### Prompt
Search the data for the word "this" and copy every line that contains it.

[begin Input]

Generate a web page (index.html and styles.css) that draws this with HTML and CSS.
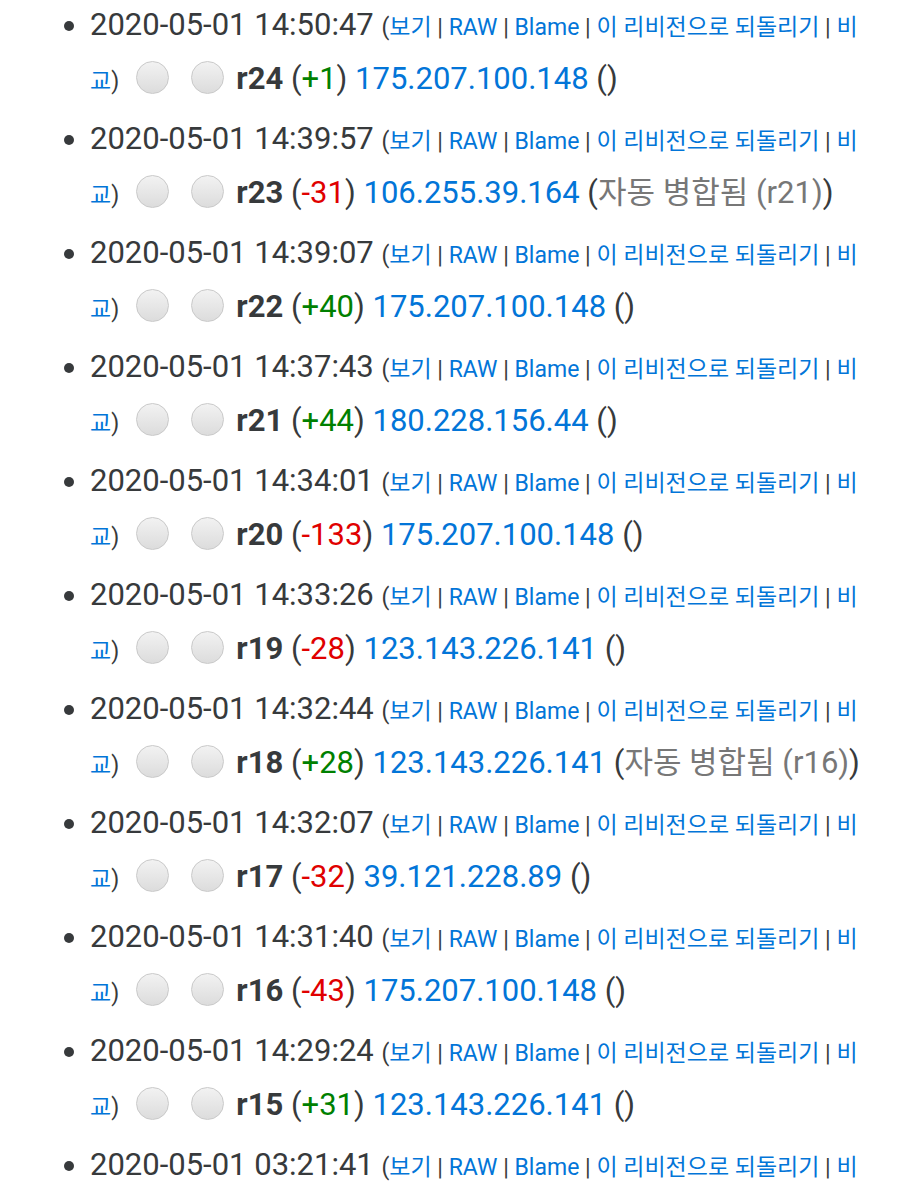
FILE: index.html
```html
<!DOCTYPE html>
<html lang="ko">
<head>
    <meta charset="UTF-8">
    <title>역사</title>
    <link rel="stylesheet" href="styles.css">
</head>
<body>
    <ul class="history">
        <li>
            2020-05-01 14:50:47 <span class="tools">(<a href="#">보기</a> | <a href="#">RAW</a> | <a href="#">Blame</a> | <a href="#">이 리비전으로 되돌리기</a> | <a href="#">비교</a>)</span>
            <input type="radio" name="oldrev"> <input type="radio" name="rev">
            <strong>r24</strong> (<span class="plus">+1</span>) <a href="#">175.207.100.148</a> ()
        </li>
        <li>
            2020-05-01 14:39:57 <span class="tools">(<a href="#">보기</a> | <a href="#">RAW</a> | <a href="#">Blame</a> | <a href="#">이 리비전으로 되돌리기</a> | <a href="#">비교</a>)</span>
            <input type="radio" name="oldrev"> <input type="radio" name="rev">
            <strong>r23</strong> (<span class="minus">-31</span>) <a href="#">106.255.39.164</a> (<i class="log">자동 병합됨 (r21)</i>)
        </li>
        <li>
            2020-05-01 14:39:07 <span class="tools">(<a href="#">보기</a> | <a href="#">RAW</a> | <a href="#">Blame</a> | <a href="#">이 리비전으로 되돌리기</a> | <a href="#">비교</a>)</span>
            <input type="radio" name="oldrev"> <input type="radio" name="rev">
            <strong>r22</strong> (<span class="plus">+40</span>) <a href="#">175.207.100.148</a> ()
        </li>
        <li>
            2020-05-01 14:37:43 <span class="tools">(<a href="#">보기</a> | <a href="#">RAW</a> | <a href="#">Blame</a> | <a href="#">이 리비전으로 되돌리기</a> | <a href="#">비교</a>)</span>
            <input type="radio" name="oldrev"> <input type="radio" name="rev">
            <strong>r21</strong> (<span class="plus">+44</span>) <a href="#">180.228.156.44</a> ()
        </li>
        <li>
            2020-05-01 14:34:01 <span class="tools">(<a href="#">보기</a> | <a href="#">RAW</a> | <a href="#">Blame</a> | <a href="#">이 리비전으로 되돌리기</a> | <a href="#">비교</a>)</span>
            <input type="radio" name="oldrev"> <input type="radio" name="rev">
            <strong>r20</strong> (<span class="minus">-133</span>) <a href="#">175.207.100.148</a> ()
        </li>
        <li>
            2020-05-01 14:33:26 <span class="tools">(<a href="#">보기</a> | <a href="#">RAW</a> | <a href="#">Blame</a> | <a href="#">이 리비전으로 되돌리기</a> | <a href="#">비교</a>)</span>
            <input type="radio" name="oldrev"> <input type="radio" name="rev">
            <strong>r19</strong> (<span class="minus">-28</span>) <a href="#">123.143.226.141</a> ()
        </li>
        <li>
            2020-05-01 14:32:44 <span class="tools">(<a href="#">보기</a> | <a href="#">RAW</a> | <a href="#">Blame</a> | <a href="#">이 리비전으로 되돌리기</a> | <a href="#">비교</a>)</span>
            <input type="radio" name="oldrev"> <input type="radio" name="rev">
            <strong>r18</strong> (<span class="plus">+28</span>) <a href="#">123.143.226.141</a> (<i class="log">자동 병합됨 (r16)</i>)
        </li>
        <li>
            2020-05-01 14:32:07 <span class="tools">(<a href="#">보기</a> | <a href="#">RAW</a> | <a href="#">Blame</a> | <a href="#">이 리비전으로 되돌리기</a> | <a href="#">비교</a>)</span>
            <input type="radio" name="oldrev"> <input type="radio" name="rev">
            <strong>r17</strong> (<span class="minus">-32</span>) <a href="#">39.121.228.89</a> ()
        </li>
        <li>
            2020-05-01 14:31:40 <span class="tools">(<a href="#">보기</a> | <a href="#">RAW</a> | <a href="#">Blame</a> | <a href="#">이 리비전으로 되돌리기</a> | <a href="#">비교</a>)</span>
            <input type="radio" name="oldrev"> <input type="radio" name="rev">
            <strong>r16</strong> (<span class="minus">-43</span>) <a href="#">175.207.100.148</a> ()
        </li>
        <li>
            2020-05-01 14:29:24 <span class="tools">(<a href="#">보기</a> | <a href="#">RAW</a> | <a href="#">Blame</a> | <a href="#">이 리비전으로 되돌리기</a> | <a href="#">비교</a>)</span>
            <input type="radio" name="oldrev"> <input type="radio" name="rev">
            <strong>r15</strong> (<span class="plus">+31</span>) <a href="#">123.143.226.141</a> ()
        </li>
        <li>
            2020-05-01 03:21:41 <span class="tools">(<a href="#">보기</a> | <a href="#">RAW</a> | <a href="#">Blame</a> | <a href="#">이 리비전으로 되돌리기</a> | <a href="#">비교</a>)</span>
            <input type="radio" name="oldrev"> <input type="radio" name="rev">
            <strong>r14</strong> (<span class="plus">+12</span>) <a href="#">123.143.226.141</a> ()
        </li>
    </ul>
</body>
</html>
```

FILE: styles.css
```css
body {
    margin: 0;
    background-color: #fff;
    color: #373a3c;
    font-family: Roboto, "Noto Sans CJK KR", sans-serif;
    font-size: 31px;
}
.history {
    margin: -2px 0 0 0;
    padding: 0 30px 0 90px;
    line-height: 54px;
}
.history li {
    margin-bottom: 6px;
}
a {
    color: #0275d8;
    text-decoration: none;
}
.tools {
    font-size: 23px;
    line-height: 1;
}
strong {
    font-weight: bold;
}
.plus {
    color: #008000;
}
.minus {
    color: #e00000;
}
.log {
    font-style: normal;
    color: #777;
}
input[type="radio"] {
    -webkit-appearance: none;
    appearance: none;
    width: 33px;
    height: 33px;
    margin: 0 5px 0 9px;
    border: 1px solid #c9c9c9;
    border-radius: 50%;
    background: linear-gradient(#f2f2f2, #dcdcdc);
    vertical-align: -5px;
}
```
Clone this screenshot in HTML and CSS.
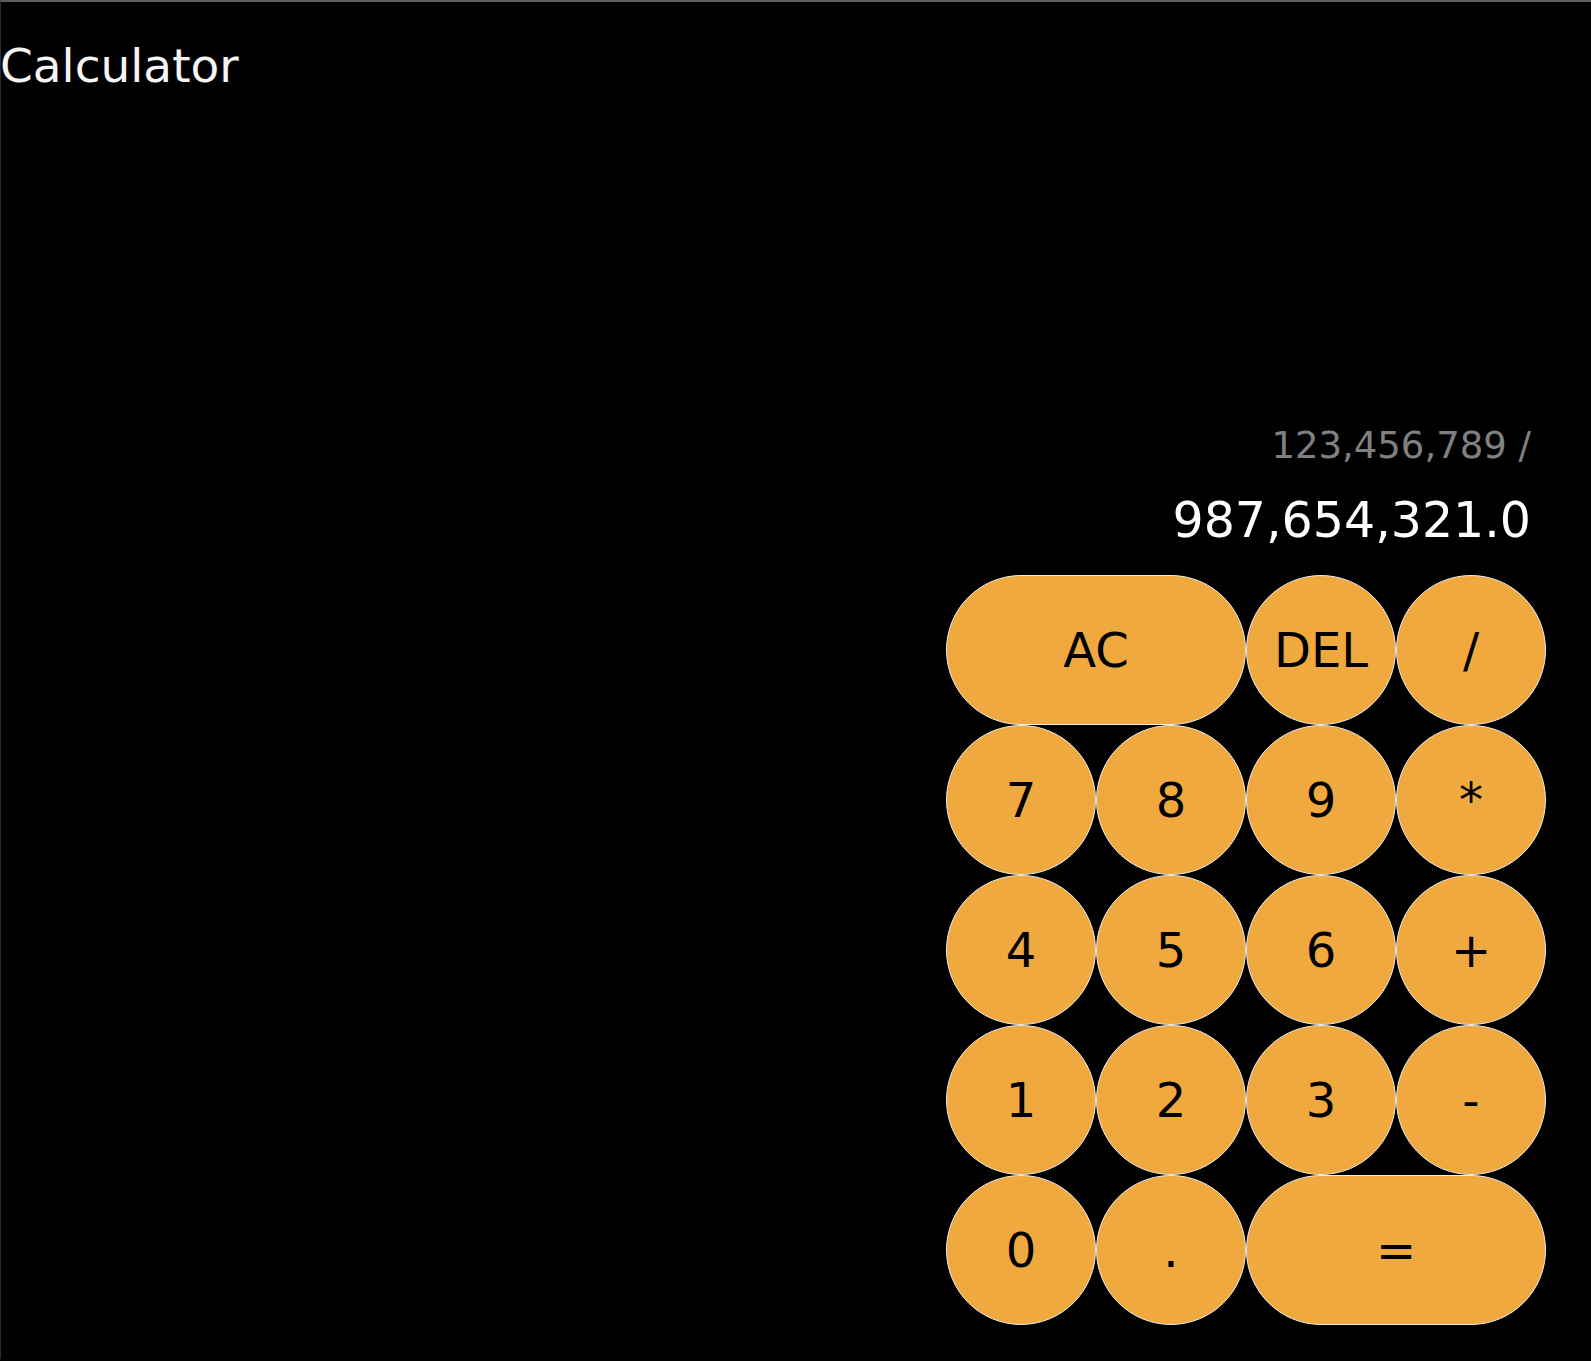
FILE: index.html
```html
<!DOCTYPE html>
<html lang="en">
<head>
<meta charset="utf-8">
<title>Calculator</title>
<link rel="stylesheet" href="styles.css">
</head>
<body>
<h1 class="title">Calculator</h1>
<main class="calc">
  <div class="display">
    <div class="prev">123,456,789 /</div>
    <div class="cur">987,654,321.0</div>
  </div>
  <div class="keypad">
    <button class="key wide">AC</button>
    <button class="key">DEL</button>
    <button class="key">/</button>
    <button class="key">7</button>
    <button class="key">8</button>
    <button class="key">9</button>
    <button class="key">*</button>
    <button class="key">4</button>
    <button class="key">5</button>
    <button class="key">6</button>
    <button class="key">+</button>
    <button class="key">1</button>
    <button class="key">2</button>
    <button class="key">3</button>
    <button class="key">-</button>
    <button class="key">0</button>
    <button class="key">.</button>
    <button class="key wide">=</button>
  </div>
</main>
</body>
</html>
```
FILE: styles.css
```css
html, body {
  margin: 0;
  padding: 0;
  background: #000;
}
body {
  min-height: 1359px;
  border-top: 2px solid #5d5d63;
  border-left: 1px solid #2c2c2c;
  box-sizing: border-box;
  font-family: "DejaVu Sans", Verdana, sans-serif;
  color: #f5f5f5;
}
.title {
  margin: 36px 0 0 -1px;
  font-size: 47px;
  line-height: 56px;
  font-weight: normal;
  color: #f5f5f5;
}
.calc {
  display: flex;
  flex-direction: column;
  align-items: flex-end;
  margin: 331px 45px 0 0;
}
.display {
  display: flex;
  flex-direction: column;
  align-items: flex-end;
  gap: 26px;
  padding-right: 15px;
  margin-bottom: 26px;
}
.prev {
  font-size: 37px;
  line-height: 42px;
  color: #808080;
}
.cur {
  font-size: 49px;
  line-height: 56px;
  color: #fff;
}
.keypad {
  display: grid;
  grid-template-columns: repeat(4, 150px);
  grid-auto-rows: 150px;
}
.key {
  margin: 0;
  padding: 0;
  width: 100%;
  height: 100%;
  box-sizing: border-box;
  border: 1px solid #ececec;
  border-radius: 75px;
  background: #f0a93e;
  color: #000;
  font-family: "DejaVu Sans", Verdana, sans-serif;
  font-size: 48px;
  line-height: 1;
  cursor: pointer;
}
.wide {
  grid-column: span 2;
}
```
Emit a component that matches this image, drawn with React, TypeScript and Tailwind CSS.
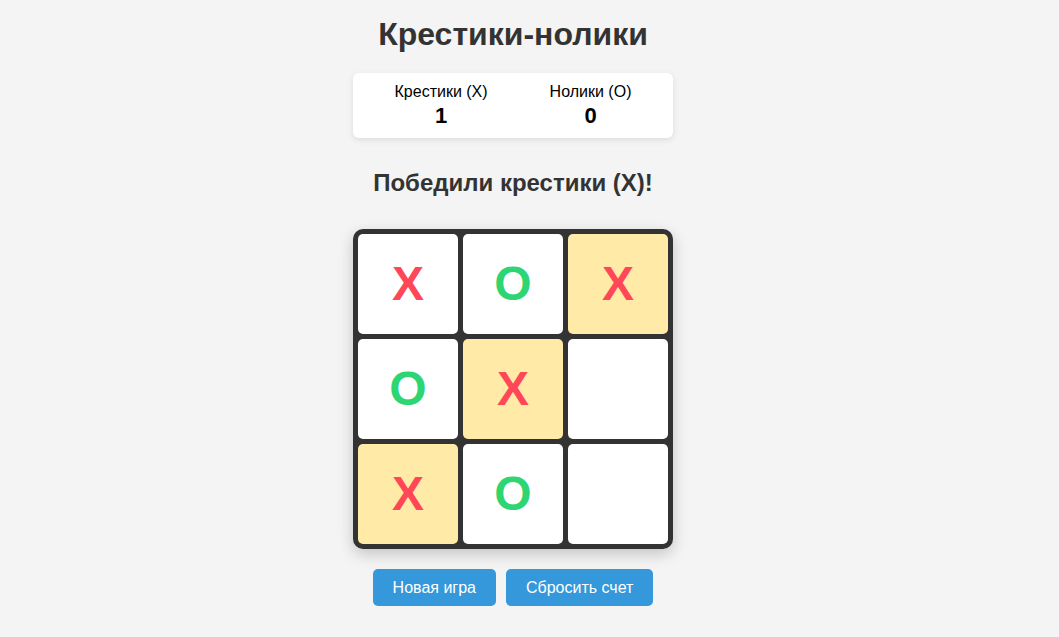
const board = ["X", "O", "X", "O", "X", "", "X", "O", ""];
const winLine = [2, 4, 6];

const Cell = ({ value, win }: { value: string; win: boolean }) => (
  <div
    className={`flex h-[100px] w-[100px] items-center justify-center rounded-[5px] text-[48px] font-bold leading-none ${
      win ? "bg-[#ffeaa7]" : "bg-white"
    } ${value === "X" ? "text-[#ff4757]" : "text-[#2ed573]"}`}
  >
    {value}
  </div>
);

export default function App() {
  return (
    <div
      className="flex min-h-screen flex-col items-center bg-[#f4f4f4] pr-[33px]"
      style={{ fontFamily: '"Liberation Sans", Arial, sans-serif' }}
    >
      <h1 className="mt-[16px] text-[32px] font-bold leading-[37px] text-[#333]">Крестики-нолики</h1>

      {/* счет */}
      <div className="mt-[20px] flex w-[320px] justify-center gap-[62px] rounded-[6px] bg-white pt-[10px] pb-[9px] text-center text-black shadow-[0_2px_6px_rgba(0,0,0,0.1)]">
        <div>
          <div className="text-[16px] leading-[18px]">Крестики (X)</div>
          <div className="mt-[2px] text-[22px] font-bold leading-[26px]">1</div>
        </div>
        <div>
          <div className="text-[16px] leading-[18px]">Нолики (O)</div>
          <div className="mt-[2px] text-[22px] font-bold leading-[26px]">0</div>
        </div>
      </div>

      <h2 className="mt-[31px] text-[24px] font-bold leading-[28px] text-[#333]">Победили крестики (X)!</h2>

      {/* поле */}
      <div className="mt-[32px] grid w-[320px] grid-cols-3 gap-[5px] rounded-[10px] bg-[#333] p-[5px] shadow-[0_5px_15px_rgba(0,0,0,0.2)]">
        {board.map((v, i) => (
          <Cell key={i} value={v} win={winLine.includes(i)} />
        ))}
      </div>

      <div className="mt-[20px] flex gap-[10px]">
        <button className="h-[37px] rounded-[5px] bg-[#3498db] px-[20px] text-[16px] text-white">Новая игра</button>
        <button className="h-[37px] rounded-[5px] bg-[#3498db] px-[20px] text-[16px] text-white">Сбросить счет</button>
      </div>
    </div>
  );
}
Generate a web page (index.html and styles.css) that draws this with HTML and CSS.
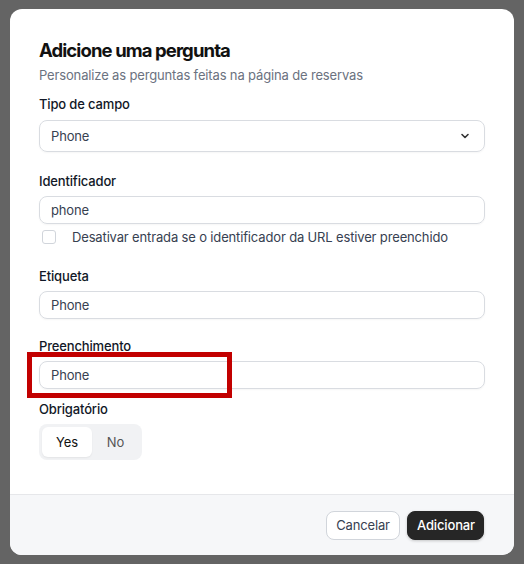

[end Input]

### Complete answer
Generate a web page (index.html and styles.css) that draws this with HTML and CSS.
Clone this screenshot in HTML and CSS.
Emit a component that matches this image, drawn with React, TypeScript and Tailwind CSS.
Generate a web page (index.html and styles.css) that draws this with HTML and CSS.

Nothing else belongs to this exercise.